18.É permissão bastante, por conseguinte, a licença para a pesca desportiva regulada nos artigos 52.º e seguintes do Decreto-Lei n.º 44 623, de 10 de outubro de 1962, validamente deferida pelo Instituto de Conservação da Natureza e das Florestas, IP, nos termos do artigo 3.º, n.º 2, alínea m), do Decreto-Lei n.º 135/2012, de 29 de junho, ou pelos serviços públicos a que sucedeu nas suas atribuições.
CONCLUSÃO
Nos termos do disposto no artigo 20.º, n.º 1, alínea a), da Lei n.º 9/91, de 9 de abril, e em face das motivações precedentemente apresentadas, recomendo a V. Ex.a que admita como suficiente para a prática da pesca desportiva desde terra firme, nas águas do troço internacional do rio Minho, a licença para praticar a pesca desportiva em águas interiores, prevista na Base V da Lei n.º 2097, de 6 de junho de 1959, e nos artigos 52.º e seguintes do Decreto n.º 44 623, de 10 de outubro de 1962.

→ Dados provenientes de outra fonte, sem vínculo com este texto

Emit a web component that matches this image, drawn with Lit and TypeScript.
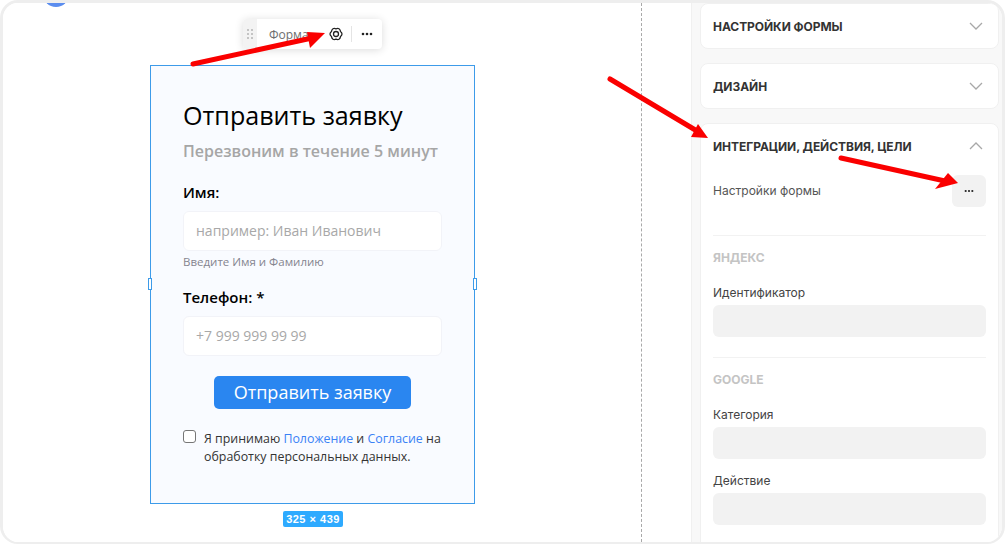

Dignar-se-á V.Ex.ª comunicar-me, nos próximos 60 dias, para cumprimento do disposto no artigo 38.º, n.º 2, do Estatuto do Provedor de Justiça, a sequência que a presente Recomendação vier a merecer.
O PROVEDOR DE JUSTIÇA
(Alfredo José de Sousa)
[1] Tratado de Lisboa, assinado em 29 de julho de 1864, cujos instrumentos de ratificação foram solenemente trocados em Santiago de Compostela, em 23 de junho de 1868, em vigor desde 5 de novembro de 1868.